I've watched Computerphile's video many times on this subject(for any of you who want, this is the link: https://www.youtube.com/watch?v=_jKylhJtPmI). He provides some really good advice on how to combat SQL Injection and make your app more effective. These are the key points from his video:

  1. Don't use straight and unprotected SQL commands because this is the way hackers can perform a SQL Injection, stealing, modifying, or even deleting your data.
  2. A good approach is to use the mysql_real_escape_string(String s) function. This basically places on the start of every dangerous character (/,", {, }, etc) a slash (/). So basically this makes the quote or slash inside the string useless.
  3. The best thing to do is to use prepared statements. So, you basically say:

    SELECT * FROM USERS WHERE username = ?
    

    Later you go and replace the question mark with the string you want to input as the user name. This has the advantage of not confusing PHP or any other fault-tolerant language, and using this simple and (kind of, hacky) elegant solution to just say replace this with the string and tell the language that what is given is just a string and nothing more than that.

That is good and all, but this video is really outdated. It was made way back in 2013 and since then a lot of new technology has emerged. So, I tried to search the internet to find if there were any new approaches or if this is the one. But the problem was that either I couldn't find it or either I found something that was super confusing.

So, my question is: Is there a better and enhanced way to combat SQL Injection that has been introduced, or if prepared statements are still the norm and if they are vulnerable to any kind of attack?


Solution

  • Parameter binding is still the best solution in most examples of combining dynamic data with an SQL query.

    You should understand why. It's NOT just doing a string substitution for you. You could do that yourself.

    It works because it separates the dynamic value from the SQL-parsing step. The RDBMS parses the SQL syntax during prepare():

    $stmt = $pdo->prepare("SELECT * FROM USERS WHERE username = ?");
    

    After this point, the RDBMS knows that the ? must only be a single scalar value. Not anything else. Not a list of values, not a column name, not an expression, not a subquery, not a UNION to a second SELECT query, etc.

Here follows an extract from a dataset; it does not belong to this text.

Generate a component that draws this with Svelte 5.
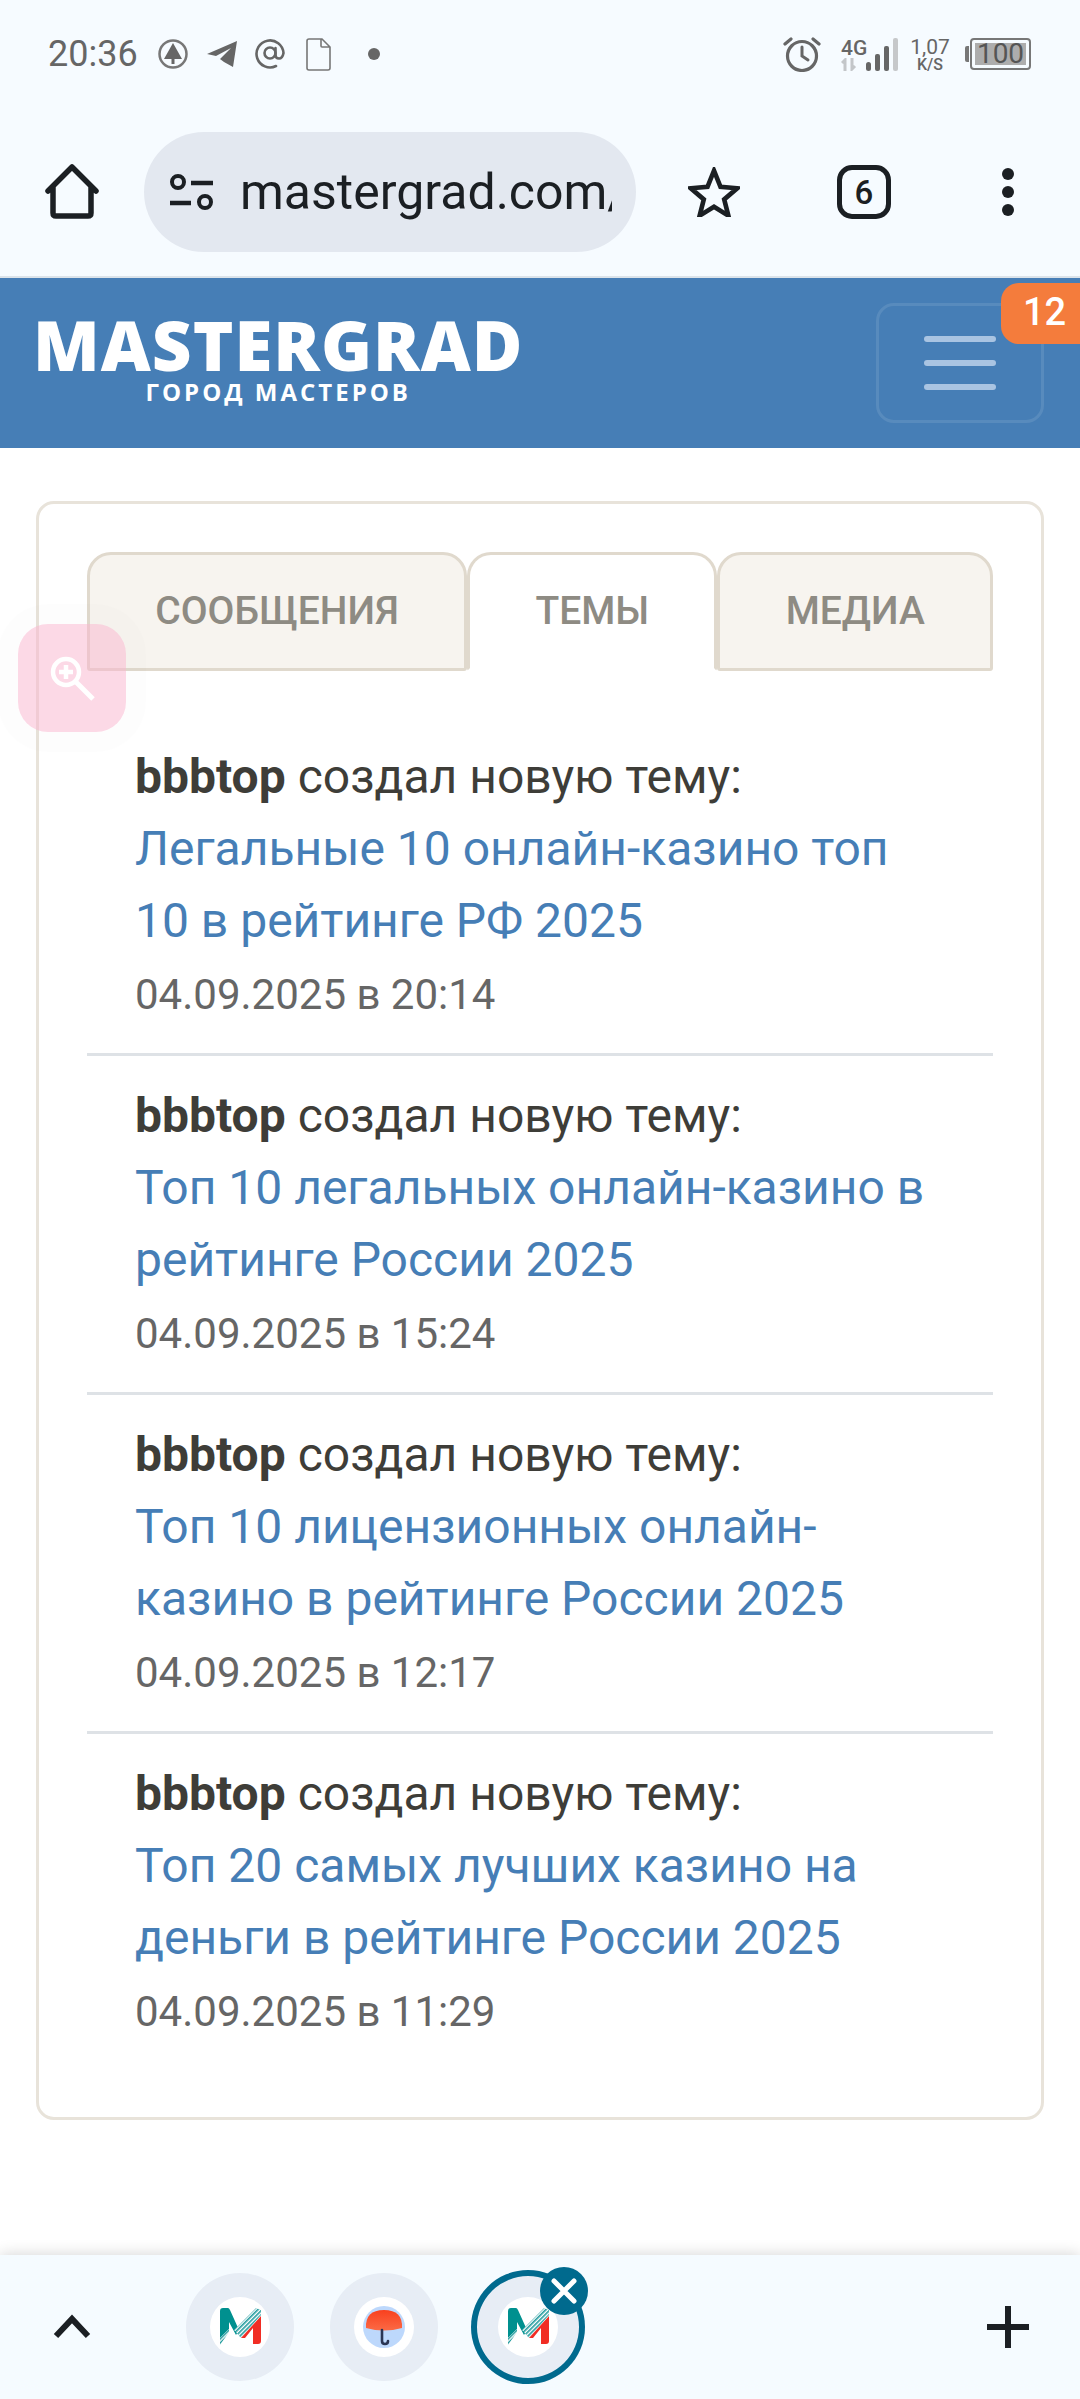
<script>
  const tabs = [
    { label: 'СООБЩЕНИЯ', active: false },
    { label: 'ТЕМЫ', active: true },
    { label: 'МЕДИА', active: false }
  ];

  const topics = [
    { title: 'Легальные 10 онлайн-казино топ 10 в рейтинге РФ 2025', date: '04.09.2025 в 20:14' },
    { title: 'Топ 10 легальных онлайн-казино в рейтинге России 2025', date: '04.09.2025 в 15:24' },
    { title: 'Топ 10 лицензионных онлайн-казино в рейтинге России 2025', date: '04.09.2025 в 12:17' },
    { title: 'Топ 20 самых лучших казино на деньги в рейтинге России 2025', date: '04.09.2025 в 11:29' }
  ];
</script>

{#snippet mLogo()}
  <svg class="favicon" viewBox="0 0 60 60">
    <defs>
      <pattern id="hatch" width="3" height="3" patternUnits="userSpaceOnUse" patternTransform="rotate(-45)">
        <rect width="3" height="3" fill="#fff" />
        <rect width="3" height="1.6" fill="#1f9a9c" />
      </pattern>
    </defs>
    <path d="M10 14q0-3 3-3h5q1 0 2 2l9 20-3 5-7-13v7l-9 9z" fill="#00908f" />
    <path d="M10 41l9-9v3l-9 13z" fill="url(#hatch)" />
    <path d="M24 33L46 11l5 2v5L31 41z" fill="url(#hatch)" />
    <path d="M31 41l20-22v25q0 3-3 3h-5V31l-8 10z" fill="#f12d24" />
  </svg>
{/snippet}

<div class="page">
  <header class="chrome">
    <div class="status">
      <span class="time">20:36</span>
      <svg class="st" width="30" height="30" viewBox="0 0 30 30">
        <circle cx="15" cy="15" r="13.5" fill="none" stroke="#777" stroke-width="2.5" />
        <path d="M15 4l9 16h-7.5v5h-3v-5H6z" fill="#666" />
      </svg>
      <svg class="st plane" width="32" height="28" viewBox="0 0 32 28">
        <path d="M1 14L31 1l-4 26-9-5-4-3 11-11-15 8z" fill="#666" />
      </svg>
      <svg class="st at" width="32" height="32" viewBox="0 0 32 32">
        <circle cx="16" cy="15" r="5.5" fill="none" stroke="#666" stroke-width="2.6" />
        <path d="M21.5 10v7q0 3.500 3.500 3.500t4.500-5.500A13.500 13.500 0 1 0 22 28" fill="none" stroke="#666" stroke-width="2.6" stroke-linecap="round" />
      </svg>
      <svg class="st doc" width="26" height="33" viewBox="0 0 26 33">
        <path d="M2 3q0-2 2-2h13l8 8v21q0 2-2 2H4q-2 0-2-2zM16 1v7q0 1 1 1h8" fill="none" stroke="#777" stroke-width="1.6" />
      </svg>
      <span class="dot"></span>

      <div class="st-right">
        <svg width="38" height="36" viewBox="0 0 38 36">
          <circle cx="19" cy="20" r="14.500" fill="none" stroke="#666" stroke-width="3.200" />
          <path d="M19 11v9l6 4" fill="none" stroke="#666" stroke-width="3" stroke-linecap="round" />
          <path d="M2 8l6-5M36 8l-6-5" stroke="#666" stroke-width="3.200" stroke-linecap="round" />
        </svg>
        <div class="net">
          <span class="net-top">4G</span>
          <svg width="16" height="13" viewBox="0 0 16 13">
            <path d="M4 13V2L1 5M11 0v11l3-3" fill="none" stroke="#c3c6c9" stroke-width="3" />
          </svg>
        </div>
        <svg class="bars" width="33" height="33" viewBox="0 0 33 33">
          <rect x="0" y="24" width="5" height="9" rx="2.500" fill="#666" />
          <rect x="9" y="16" width="5" height="17" rx="2" fill="#666" />
          <rect x="18" y="8" width="5" height="25" rx="2" fill="#666" />
          <rect x="27" y="0" width="5" height="33" rx="2" fill="#c6c8ca" />
        </svg>
        <div class="speed">
          <span class="speed-n">1,07</span>
          <span class="speed-u">K/S</span>
        </div>
        <div class="battery">
          <span class="batt-cap"></span>
          <span class="batt-body"><span class="batt-fill">100</span></span>
        </div>
      </div>
    </div>

    <div class="toolbar">
      <button class="tool home" aria-label="Домой">
        <svg width="56" height="58" viewBox="0 0 56 58">
          <path d="M4 28L28 4l24 24M9 24v26q0 3 3 3h32q3 0 3-3V24" fill="none" stroke="#1b1f23" stroke-width="5.500" stroke-linecap="round" stroke-linejoin="round" />
        </svg>
      </button>
      <div class="url">
        <svg width="46" height="36" viewBox="0 0 46 36">
          <circle cx="9" cy="8" r="6" fill="none" stroke="#1b1f23" stroke-width="4" />
          <path d="M22 9h22M1 29h21" stroke="#1b1f23" stroke-width="4.500" />
          <circle cx="36" cy="28" r="6" fill="none" stroke="#1b1f23" stroke-width="4" />
        </svg>
        <span class="url-text">mastergrad.com/forums/</span>
      </div>
      <button class="tool star" aria-label="В закладки">
        <svg width="52" height="50" viewBox="0 0 56 54">
          <path d="M28 4l7 17.500 18 1.500-14 12 4.500 17.500L28 43 12.500 52.500 17 35 3 23l18-1.500z" fill="none" stroke="#1b1f23" stroke-width="5" />
        </svg>
      </button>
      <button class="tool" aria-label="Вкладки">
        <span class="tab-count">6</span>
      </button>
      <button class="tool dots" aria-label="Меню">
        <i></i><i></i><i></i>
      </button>
    </div>
  </header>

  <div class="site-head">
    <div class="logo">
      <span class="logo-main">MASTERGRAD</span>
      <span class="logo-sub">ГОРОД МАСТЕРОВ</span>
    </div>
    <button class="burger" aria-label="Меню сайта">
      <i></i><i></i><i></i>
    </button>
    <span class="badge">12</span>
  </div>

  <main class="content">
    <section class="card">
      <div class="tabs">
        {#each tabs as tab}
          <button class="tab" class:active={tab.active}>{tab.label}</button>
        {/each}
      </div>
      <ul class="topics">
        {#each topics as topic}
          <li class="topic">
            <div><b>bbbtop</b> создал новую тему:</div>
            <a href="#top">{topic.title}</a>
            <div class="date">{topic.date}</div>
          </li>
        {/each}
      </ul>
    </section>
  </main>

  <div class="zoom-btn">
    <svg width="54" height="54" viewBox="0 0 54 54">
      <circle cx="19" cy="19" r="13" fill="none" stroke="#fff" stroke-width="4.500" />
      <path d="M19 12v14M12 19h14" stroke="#fff" stroke-width="4.500" />
      <path d="M29 29l17 17" stroke="#fff" stroke-width="5" />
    </svg>
  </div>

  <footer class="tabbar">
    <button class="chev" aria-label="Развернуть">
      <svg width="38" height="26" viewBox="0 0 38 26">
        <path d="M3 22L19 5l16 17" fill="none" stroke="#1b1f23" stroke-width="6" />
      </svg>
    </button>
    <div class="group">
      <div class="ring"><div class="fav">{@render mLogo()}</div></div>
      <div class="ring">
        <div class="fav">
          <svg class="favicon" viewBox="0 0 60 60">
            <defs>
              <linearGradient id="dome" x1="0" y1="0" x2="0" y2="1">
                <stop offset="0" stop-color="#f9401e" />
                <stop offset="1" stop-color="#fb6a45" />
              </linearGradient>
            </defs>
            <circle cx="30" cy="30" r="21" fill="#bdd8fc" />
            <path d="M12 31Q11 13 30 13T48 31Q30 36 12 31z" fill="url(#dome)" />
            <path d="M28 33v11q0 3 3 3t3-3" fill="none" stroke="#2a3554" stroke-width="2.600" stroke-linecap="round" />
          </svg>
        </div>
      </div>
      <div class="ring current">
        <div class="fav">{@render mLogo()}</div>
        <span class="close">
          <svg width="28" height="28" viewBox="0 0 28 28">
            <path d="M4 4l20 20M24 4L4 24" stroke="#fff" stroke-width="5" stroke-linecap="round" />
          </svg>
        </span>
      </div>
    </div>
    <button class="plus" aria-label="Новая вкладка">
      <svg width="42" height="42" viewBox="0 0 42 42">
        <path d="M21 0v42M0 21h42" stroke="#1b1f23" stroke-width="6" />
      </svg>
    </button>
  </footer>
</div>

<style>
  :global(body) {
    margin: 0;
    background: #fff;
  }

  .page {
    position: relative;
    width: 1080px;
    height: 2399px;
    display: flex;
    flex-direction: column;
    overflow: hidden;
    font-family: Roboto, sans-serif;
  }

  button {
    border: 0;
    background: none;
    padding: 0;
    font-family: inherit;
  }

  /* browser chrome */
  .chrome {
    height: 278px;
    background: #f6fbff;
    border-bottom: 2px solid #dbe3ea;
    box-sizing: border-box;
  }

  .status {
    height: 132px;
    padding: 0 49px 24px 48px;
    box-sizing: border-box;
    display: flex;
    align-items: center;
    color: #666;
  }

  .time {
    font-size: 36px;
    width: 110px;
  }

  .st {
    flex: none;
  }

  .plane {
    margin-left: 18px;
  }

  .at {
    margin-left: 16px;
  }

  .doc {
    margin-left: 19px;
  }

  .dot {
    width: 12px;
    height: 12px;
    margin-left: 37px;
    border-radius: 50%;
    background: #666;
  }

  .st-right {
    margin-left: auto;
    display: flex;
    align-items: center;
  }

  .net {
    width: 25px;
    margin-left: 20px;
    display: flex;
    flex-direction: column;
  }

  .net-top {
    font-size: 21px;
    font-weight: 500;
    line-height: 20px;
  }

  .bars {
    margin: 0;
  }

  .speed {
    width: 38px;
    margin-left: 12px;
    display: flex;
    flex-direction: column;
    align-items: center;
    color: #666;
  }

  .speed-n {
    font-size: 21px;
    line-height: 20px;
  }

  .speed-u {
    font-size: 16px;
    line-height: 15px;
    font-weight: 500;
  }

  .battery {
    margin-left: 16px;
    display: flex;
    align-items: center;
  }

  .batt-cap {
    width: 4px;
    height: 16px;
    background: #777;
    border-radius: 2px 0 0 2px;
  }

  .batt-body {
    width: 61px;
    height: 32px;
    margin-left: 1px;
    border: 2px solid #777;
    border-radius: 4px;
    box-sizing: border-box;
    padding: 3px;
    display: flex;
  }

  .batt-fill {
    flex: 1;
    background: #adadad;
    color: #555;
    font-size: 28px;
    line-height: 22px;
    text-align: center;
  }

  .toolbar {
    height: 120px;
    display: flex;
    align-items: center;
  }

  .tool {
    width: 144px;
    height: 120px;
    flex: none;
    display: flex;
    align-items: center;
    justify-content: center;
  }

  .tool.star {
    width: 156px;
  }

  .url {
    width: 492px;
    height: 120px;
    flex: none;
    box-sizing: border-box;
    padding: 0 24px 0 25px;
    border-radius: 60px;
    background: #e3e8f0;
    display: flex;
    align-items: center;
    gap: 25px;
    overflow: hidden;
  }

  .url svg {
    flex: none;
  }

  .url-text {
    font-size: 50px;
    color: #1b1f23;
    white-space: nowrap;
    overflow: hidden;
  }

  .tab-count {
    width: 54px;
    height: 54px;
    box-sizing: border-box;
    border: 5.500px solid #1b1f23;
    border-radius: 15px;
    display: flex;
    align-items: center;
    justify-content: center;
    color: #1b1f23;
    font-size: 33px;
    font-weight: 500;
  }

  .dots {
    flex-direction: column;
    gap: 6px;
  }

  .dots i {
    width: 12px;
    height: 12px;
    border-radius: 50%;
    background: #1b1f23;
  }

  /* site header */
  .site-head {
    position: relative;
    height: 170px;
    background: #467eb6;
    display: flex;
    align-items: center;
    justify-content: space-between;
    padding: 0 36px 0 33px;
    box-sizing: border-box;
  }

  .logo {
    display: flex;
    flex-direction: column;
    align-items: center;
    color: #fff;
    font-family: 'Open Sans', sans-serif;
    margin-bottom: 10px;
  }

  .logo-main {
    font-size: 69px;
    font-weight: 800;
    line-height: 66px;
    letter-spacing: 1px;
  }

  .logo-sub {
    font-size: 24px;
    font-weight: 700;
    line-height: 29px;
    letter-spacing: 3px;
  }

  .burger {
    width: 168px;
    height: 120px;
    box-sizing: border-box;
    border: 3px solid rgba(255, 255, 255, 0.1);
    border-radius: 18px;
    display: flex;
    flex-direction: column;
    align-items: center;
    justify-content: center;
    gap: 18px;
  }

  .burger i {
    width: 72px;
    height: 6px;
    border-radius: 3px;
    background: #a9c4e2;
  }

  .badge {
    position: absolute;
    right: -20px;
    top: 5px;
    width: 99px;
    height: 61px;
    box-sizing: border-box;
    padding-left: 22px;
    border-radius: 18px;
    background: #f47c3c;
    color: #fff;
    font-size: 38px;
    font-weight: 500;
    line-height: 58px;
  }

  /* content */
  .content {
    flex: 1;
    padding: 53px 36px 0;
  }

  .card {
    border: 3px solid #e8e3da;
    border-radius: 18px;
    padding: 48px;
    height: 1619px;
    box-sizing: border-box;
  }

  .tabs {
    display: flex;
  }

  .tab {
    flex: 1 0 auto;
    height: 119px;
    padding: 0 65px 1px;
    box-sizing: border-box;
    border: 3px solid #e0d9cd;
    border-radius: 24px 24px 3px 3px;
    background: #f7f4ef;
    color: #8e8b83;
    font-size: 39px;
    font-weight: 500;
    white-space: nowrap;
  }

  .tab.active {
    background: #fff;
    border-bottom-color: transparent;
  }

  .topics {
    list-style: none;
    margin: 46px 0 0;
    padding: 0;
    color: #3e3d38;
    font-size: 48px;
    line-height: 72px;
  }

  .topic {
    padding: 24px 48px 24px;
    border-bottom: 3px solid #dee2e6;
  }

  .topic:last-child {
    border-bottom: 0;
  }

  .topic b {
    font-weight: 700;
  }

  .topic a {
    display: block;
    color: #467eb6;
    text-decoration: none;
  }

  .date {
    padding-top: 2px;
    margin-bottom: -2px;
    font-size: 42px;
    color: #666;
  }

  .zoom-btn {
    position: absolute;
    left: 18px;
    top: 624px;
    width: 108px;
    height: 108px;
    border-radius: 30px;
    background: rgba(250, 180, 205, 0.5);
    box-shadow: 0 0 0 20px rgba(0, 0, 0, 0.006);
    display: flex;
    align-items: center;
    justify-content: center;
  }

  .zoom-btn svg {
    margin: 3px 0 0 3px;
  }

  /* bottom tab strip */
  .tabbar {
    height: 144px;
    flex: none;
    background: #f5fbff;
    box-shadow: 0 -1px 14px rgba(0, 0, 0, 0.16);
    display: flex;
    align-items: center;
    position: relative;
  }

  .chev {
    width: 144px;
    display: flex;
    justify-content: center;
  }

  .group {
    display: flex;
    align-items: center;
    gap: 36px;
    margin-left: 42px;
  }

  .ring {
    position: relative;
    width: 108px;
    height: 108px;
    border-radius: 50%;
    background: #e7edf5;
    display: flex;
    align-items: center;
    justify-content: center;
  }

  .ring.current {
    width: 114px;
    height: 114px;
    box-shadow: inset 0 0 0 6px #006a8e;
    margin-left: -3px;
  }

  .fav {
    width: 60px;
    height: 60px;
    border-radius: 50%;
    background: #fff;
  }

  .favicon {
    display: block;
    width: 60px;
    height: 60px;
  }

  .close {
    position: absolute;
    right: -3px;
    top: -3px;
    width: 48px;
    height: 48px;
    border-radius: 50%;
    background: #006a8e;
    display: flex;
    align-items: center;
    justify-content: center;
  }

  .plus {
    margin-left: auto;
    margin-right: 51px;
    display: flex;
  }
</style>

    Then you send the value to be bound to that placeholder in the execute step.

    $stmt->execute( [ "taraiordanov" ] );
    

    The value is sent to the RDBMS server, and it takes its place in the query but only as a value and then the query can be executed.

    This is allows you to execute the query multiple times with different values plugged in. Even though the SQL parser only needed to parse the query once. It remembers how to plug a new value into the original prepared SQL query, so you can execute() as many times as you want:

    $stmt->execute( [ "hpotter" ] );
    $stmt->execute( [ "hgranger" ] );
    $stmt->execute( [ "rweasley" ] );
    ...
    

    Are prepared statements the best? Yes, they are. It doesn't matter that the advice comes from 2013, it's still true. Actually, this feature about SQL dates back a lot further than that.

    So are query parameters the foolproof way of defending against SQL injection? Yes they are, if you need to combine a variable as a value in SQL. That is, you intend for the parameter to substitute in your query where you would otherwise use a quoted string literal, a quoted date literal, or a numeric literal.

    But there are other things you might need to do with queries too. Sometimes you need to build an SQL query piece by piece based on conditions in your application. Like what if you want to do a search for username but sometimes also add a term to your search for last_login date? A parameter can't add a whole new term to the search.

    This isn't allowed:

    $OTHER_TERMS = "and last_login > '2019-04-01'";
    $stmt = $pdo->prepare("SELECT * FROM USERS WHERE username = ? ?");
    $stmt->execute( [ "taraiordanov", $OTHER_TERMS ] ); // DOES NOT WORK
    

    What if you want to allow the user to request sorting a result, and you want to let the user choose which column to sort by, and whether to sort ascending or descending?

    $stmt = $pdo->prepare("SELECT * FROM USERS WHERE username = ? ORDER BY ? ?");
    $stmt->execute( [ "taraiordanov", "last_login", "DESC" ] ); // DOES NOT WORK
    

    In these cases, you must put the column names and syntax for query terms into your SQL string before prepare(). You just have to be extra careful not to let untrusted input contaminate the dynamic parts you put in the query. That is, make sure it's based on string values you have complete control over in your code, not anything from outside the app, like user input or a file or the result of calling an API.


    Re comments:

    The idea Martin is adding is sometimes called whitelisting. I'll write out Martin's example in a more readable manner:

    switch ($_GET['order']) {
    case "desc": 
      $sqlOrder = "DESC"; 
      break; 
    default: 
      $sqlOrder = "ASC"; 
      break;
    }
    

    I replaced Martin's case "asc" with default because then if the user input is anything else -- even something malicious -- the only thing that can happen is that any other input will default to SQL order ASC.

    This means there are only two possible outcomes, ASC or DESC. Once your code has complete control over the possible values, and you know both values are safe, then you can interpolate the value into your SQL query.

    In short: always keep in your mind an assumption that $_GET and $_POST may contain malicious content. It's easy for a client to put anything they want into the request. They are not limited by the values in your HTML form.

    Write your code defensively with that assumption in mind.


    Another tip: Many people think that client input in $_GET and $_POST are the only inputs you need to protect against. This is not true! Any source of input can contain problematic content. Reading a file and using that in your SQL query, or calling an API, for example.

    Even data that has previously been inserted in your database safely can introduce SQL injection if you use it wrong.